Digital nomadism isn’t a movement, like the hippies or occupy Wall Street were. It isn’t about protesting against anything. It isn’t centrally organized. It does not have a set of tenets.

Instead, it is a bunch of diverse people who’ve decided to try living abroad and work from there. That is all that they have in common. Sure, some digital nomads moved to make the world better. I hope to count myself among them. For others, however, it was just because it was cheaper, the weather was better and they wanted to pay fewer taxes.

Maybe there is a digital nomad personality. Who knows? The research isn’t in yet. We shouldn’t assume it, though. Instead, we should accept is that the only two things tie us together. We don’t live at home and that we have a cool label.

In the future, as more people take up the life, the field will no doubt splinter like the original poster’s faith in digital nomads has. We’ll have a bunch of new labels (Who wants to be a Travelancer? Any takers?) and we’ll have people splitting up based on career, beliefs, and nationality.

It would probably already have happened if not for the fact that we need a simple search term to find information and each other.

Only in this way can digital nomads maintain their positive image

Here too an assumption is being made and it is that our image is about helping other communities. It isn’t. You only have to listen to the interviews, read the articles and speak to people back home to know the truth of that.

Most people don’t talk, write or ask about how we’re making the world a better place. Instead, it’s all about how it feels to be happy and work from a beach, how nice it must be to leave the 9 to 5 behind, if we really have to work only 4 hours a week.

Digital nomadism isn’t about leaving behind ‘neo-capitalism’, as some fantasize. In fact, the two are interlinked. Only because companies are now comfortable outsourcing to somebody that they’ve never met can most of us work abroad.
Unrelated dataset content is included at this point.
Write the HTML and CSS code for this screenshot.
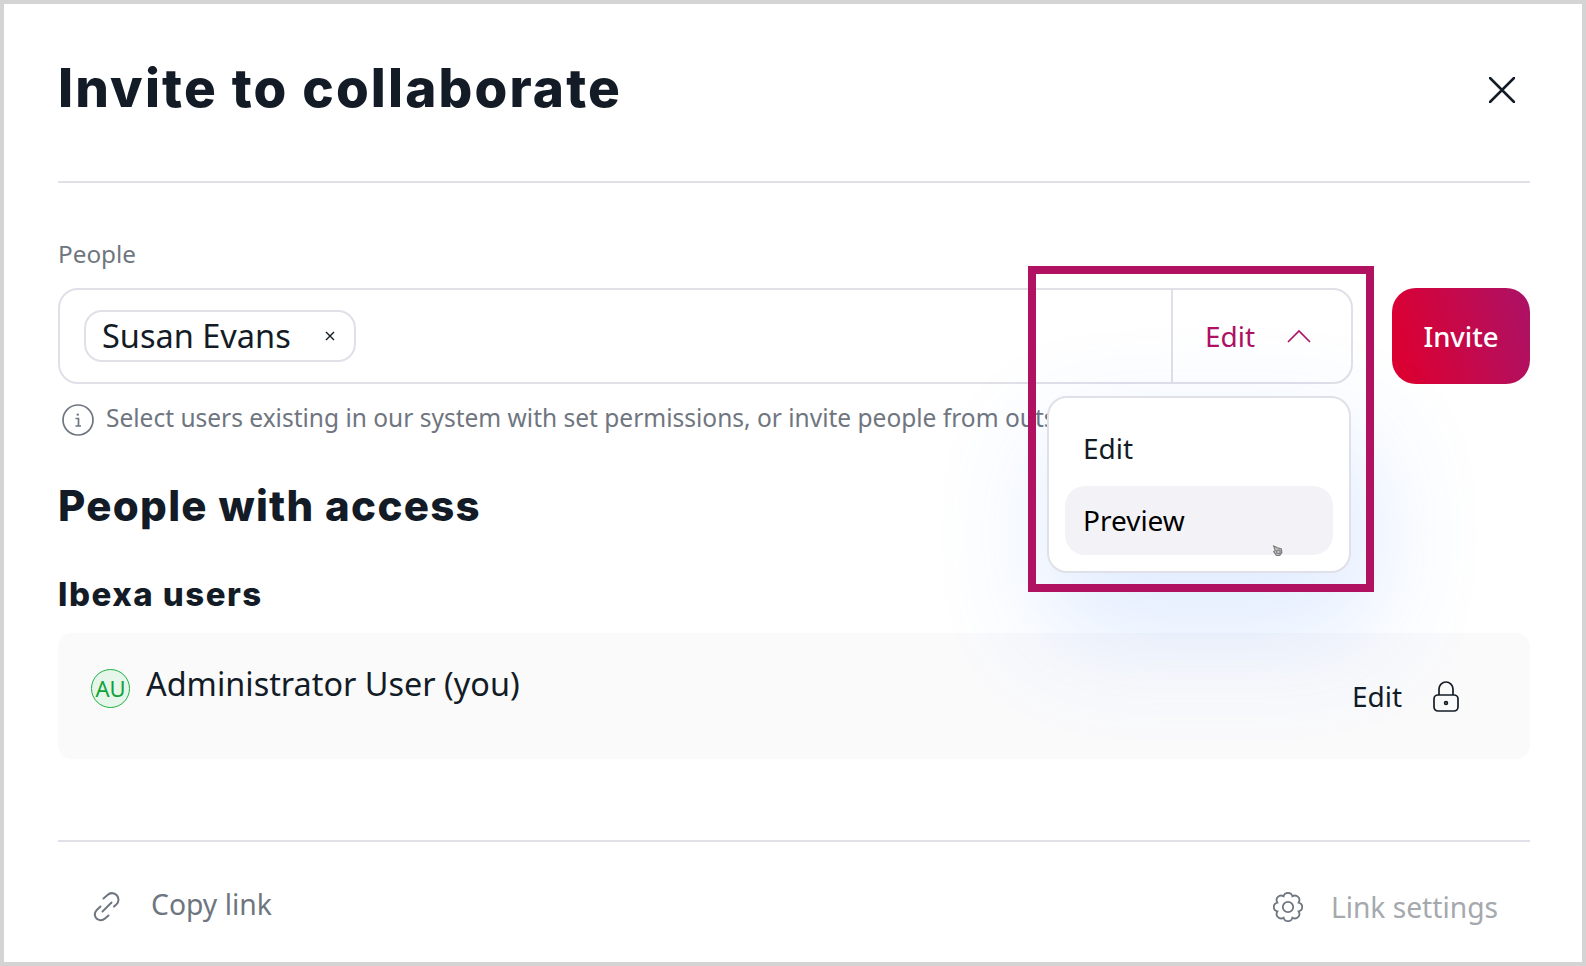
FILE: index.html
```html
<!DOCTYPE html>
<html lang="en">
<head>
<meta charset="utf-8">
<title>Invite to collaborate</title>
<link rel="stylesheet" href="styles.css">
</head>
<body>
<div class="modal">
  <header class="modal-head">
    <h1 class="title">Invite to collaborate</h1>
    <svg class="close" viewBox="0 0 26 26"><path d="M1 1 25 25M25 1 1 25"/></svg>
  </header>

  <div class="label">People</div>
  <div class="invite-row">
    <div class="people-input">
      <div class="chip"><span class="chip-name">Susan Evans</span><svg class="chip-x" viewBox="0 0 10 10"><path d="M1 1 9 9M9 1 1 9"/></svg></div>
      <div class="perm"><span class="perm-text">Edit</span><svg class="chev" viewBox="0 0 24 14"><path d="M1 13 12 2 23 13"/></svg></div>
    </div>
    <button class="invite-btn">Invite</button>
  </div>
  <div class="hint">
    <svg class="info" viewBox="0 0 32 32"><circle cx="16" cy="16" r="15"/><path d="M13.5 14.5h3v7.5M13.5 22h5.5"/><circle class="info-dot" cx="15.8" cy="10.6" r="1.2"/></svg>
    <span>Select users existing in our system with set permissions, or invite people from outside.</span>
  </div>

  <h2 class="h-access">People with access</h2>
  <h3 class="h-group">Ibexa users</h3>
  <div class="user-row">
    <div class="avatar">AU</div>
    <div class="user-name">Administrator User (you)</div>
    <div class="user-perm">Edit</div>
    <svg class="lock" viewBox="0 0 26 31"><path d="M6 14V8a7 7 0 0 1 14 0v6"/><rect x="1" y="14" width="24" height="16" rx="4"/><circle cx="13" cy="22" r="1.4"/></svg>
  </div>

  <footer class="modal-foot">
    <div class="copy">
      <svg class="link-ico" viewBox="0 0 30 30"><path d="M11.5 6.5 15.5 3a6.4 6.4 0 0 1 10.8 3.6c.6 2.6-.3 4.4-2 6l-2.3 2"/><path d="M8.5 14.5 4.5 18.300a6.300 6.300 0 0 0-.7 7.300c2.300 3.400 6.500 3.500 9.200 1l3.500-3.100"/><path d="M10.500 19.500 19.500 10.500"/></svg>
      <span>Copy link</span>
    </div>
    <div class="settings">
      <svg class="gear" viewBox="0 0 32 32"><path d="M11.600 5.370A4.500 4.500 0 0 1 20.400 5.370 4.500 4.500 0 0 1 26.630 11.600 4.500 4.500 0 0 1 26.630 20.400 4.500 4.500 0 0 1 20.400 26.630 4.500 4.500 0 0 1 11.600 26.630 4.500 4.500 0 0 1 5.370 20.400 4.500 4.500 0 0 1 5.370 11.600 4.500 4.500 0 0 1 11.600 5.370Z"/><circle cx="16" cy="16" r="5.200"/></svg>
      <span>Link settings</span>
    </div>
  </footer>

  <div class="menu">
    <div class="menu-item">Edit</div>
    <div class="menu-item is-hover">Preview</div>
    <svg class="cursor" viewBox="0 0 10 10"><path d="M1.500 1 5 2.500 8.500 3.500 9 7 7 9.500H4L1.500 6 3 5Z"/><circle cx="5.800" cy="6.300" r="1.700"/></svg>
  </div>
  <div class="focus-box"></div>
</div>
</body>
</html>
```
FILE: styles.css
```css
* { box-sizing: border-box; }
html, body { margin: 0; padding: 0; }
body { width: 1586px; height: 966px; overflow: hidden; background: #fff; font-family: "Noto Sans", sans-serif; color: #131c26; }

.modal { position: relative; width: 1586px; height: 966px; border: 4px solid #d4d4d4; padding: 0 52px 0 54px; display: flex; flex-direction: column; background: #fff; overflow: hidden; }

.modal-head { height: 179px; padding-top: 54px; border-bottom: 2px solid #e0e0e8; display: flex; justify-content: space-between; align-items: flex-start; }
.title { margin: 0; font-family: Inter, sans-serif; font-weight: 800; font-size: 53px; line-height: 60px; letter-spacing: 2.150px; }
.close { width: 26px; height: 26px; margin: 19px 15px 0 0; fill: none; stroke: #131c26; stroke-width: 2.5; stroke-linecap: round; }

.label { margin-top: 55px; font-size: 24.300px; line-height: 32px; color: #6f7680; }

.invite-row { margin-top: 18px; display: flex; gap: 39px; }
.people-input { flex: 1; height: 96px; border: 2px solid #e0e0e8; border-radius: 20px; padding-left: 24px; display: flex; align-items: center; justify-content: space-between; }
.chip { width: 272px; height: 52px; border: 2px solid #e0e0e8; border-radius: 18px; padding-left: 16px; display: flex; align-items: center; }
.chip-name { font-size: 32.500px; line-height: 44px; }
.chip-x { width: 10px; height: 10px; margin-left: 34px; fill: none; stroke: #131c26; stroke-width: 1.400; }
.perm { width: 180px; height: 100%; border-left: 2px solid #e0e0e8; padding-left: 32px; display: flex; align-items: center; color: #ae1164; }
.perm-text { font-size: 28px; line-height: 40px; }
.chev { width: 24px; height: 14px; margin-left: 32px; fill: none; stroke: #ae1164; stroke-width: 1.600; }
.invite-btn { width: 138px; height: 96px; border: 0; border-radius: 24px; background: linear-gradient(75deg, #db0032 10%, #ae1164 95%); color: #fff; font: 500 27.500px/40px "Noto Sans", sans-serif; padding: 1px 0 0; }

.hint { margin-top: 18px; height: 32px; padding-left: 4px; display: flex; align-items: flex-start; gap: 12px; font-size: 24.500px; line-height: 32px; color: #6f7680; white-space: nowrap; }
.info { width: 32px; height: 32px; margin-top: 2px; flex: none; fill: none; stroke: #6f7680; stroke-width: 1.700; }
.info-dot { fill: #6f7680; stroke: none; }

.h-access { margin: 47px 0 0; font-family: Inter, sans-serif; font-weight: 800; font-size: 42px; line-height: 50px; letter-spacing: 1.300px; }
.h-group { margin: 43px 0 0; font-family: Inter, sans-serif; font-weight: 800; font-size: 33px; line-height: 40px; letter-spacing: 1.500px; }

.user-row { margin-top: 19px; height: 126px; border-radius: 14px; background: #fafafb; padding: 36px 71px 0 33px; display: flex; align-items: flex-start; }
.avatar { width: 39px; height: 39px; border: 1.500px solid #1fb141; border-radius: 50%; background: #e6f6ea; color: #0fa336; font-size: 22px; line-height: 36px; text-align: center; flex: none; }
.user-name { margin: -8px 0 0 16px; font-size: 32.400px; line-height: 44px; flex: 1; }
.user-perm { margin-top: 7px; font-size: 28px; line-height: 40px; }
.lock { width: 26px; height: 31px; margin: 12px 0 0 31px; fill: none; stroke: #131c26; stroke-width: 1.700; }

.modal-foot { margin-top: 81px; border-top: 2px solid #e0e0e8; padding: 48px 32px 0 34px; display: flex; justify-content: space-between; align-items: flex-start; font-size: 28.300px; line-height: 40px; }
.copy { display: flex; align-items: center; gap: 29px; color: #6f7680; margin-top: -6px; }
.link-ico { width: 30px; height: 30px; margin-top: 6px; fill: none; stroke: #6f7680; stroke-width: 2; stroke-linecap: round; }
.settings { display: flex; align-items: center; gap: 27px; color: #a5a9ae; margin-top: -3px; font-size: 28.200px; }
.gear { width: 32px; height: 32px; fill: none; stroke: #6f7680; stroke-width: 1.800; }

.menu { position: absolute; left: 1043px; top: 392px; width: 304px; height: 177px; padding: 16px 16px; background: #fff; border: 2px solid #e0e0e8; border-radius: 20px; box-shadow: 10px 50px 110px 15px rgba(71, 136, 255, .16); display: flex; flex-direction: column; gap: 3px; }
.menu-item { height: 69px; border-radius: 20px; padding-left: 18px; font-size: 28px; line-height: 68px; }
.is-hover { background: #f3f3f7; color: #000; }
.cursor { position: absolute; left: 223px; top: 147px; width: 11px; height: 11px; fill: #c4c4c4; stroke: #777; stroke-width: 1; }

.focus-box { position: absolute; left: 1024px; top: 262px; width: 346px; height: 326px; border: 8px solid #b01161; pointer-events: none; }
```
Our positive image doesn’t depend on whether we’re exploitive or not. It depends on pictures of people living it up in foreign climes for little money. It depends on people being able to work while they travel the world. It depends on photos of beautiful villas that make our countrymen back home jealous.

So am I saying this argument is a stupid one?

Not at all. Those that hold this kind of a belief are trying to push for something important. We do need more equality. We do need to make the lives of developing world communities better. We do need to push for better wages.

I just disagree with the argument as it was framed above in two vital ways:

Equality is not ‘yes’ or ‘no’. It is a gradual process, where we strive towards a goal. We do so by improving wages, transfering skills and creating awareness that things can be (and should be) different.

Many people might want a revolution, but just look at what Occupy Wall Street and the Arab spring accomplished to see the dangers there. Sometimes revolutions are ineffective, other times they make things much worse. Remember Aesop’s story of the tortoise and the hare? Incremental but steady progress might not be as flashy, but it is far more likely to get you there in the end.

Who are we anyway? Stop trying to co-opt the digital nomad ‘movement’ to suit your personal philosophy. Sure, your ambitions are admirable. I don’t dispute that. That doesn’t deal with a far more fundamental point, though. And that is that digital nomadism isn’t a movement. It’s only a label, like ‘Apple users’ and ‘artists’. As such, you’ll never get them to do what you want.

If you want to make the world more equal, start with yourself. Lead by example by offering western-style wages to developing nations. Find those who do agree with you. Redefine your ‘we’ to where there is actually a movement to speak of. Then, from that more stable platform, start changing the world. Do that and you’ll actually have a chance of success.

Or you can continue telling people how they’re evil and wrong and see how far that gets you. It’s up to you.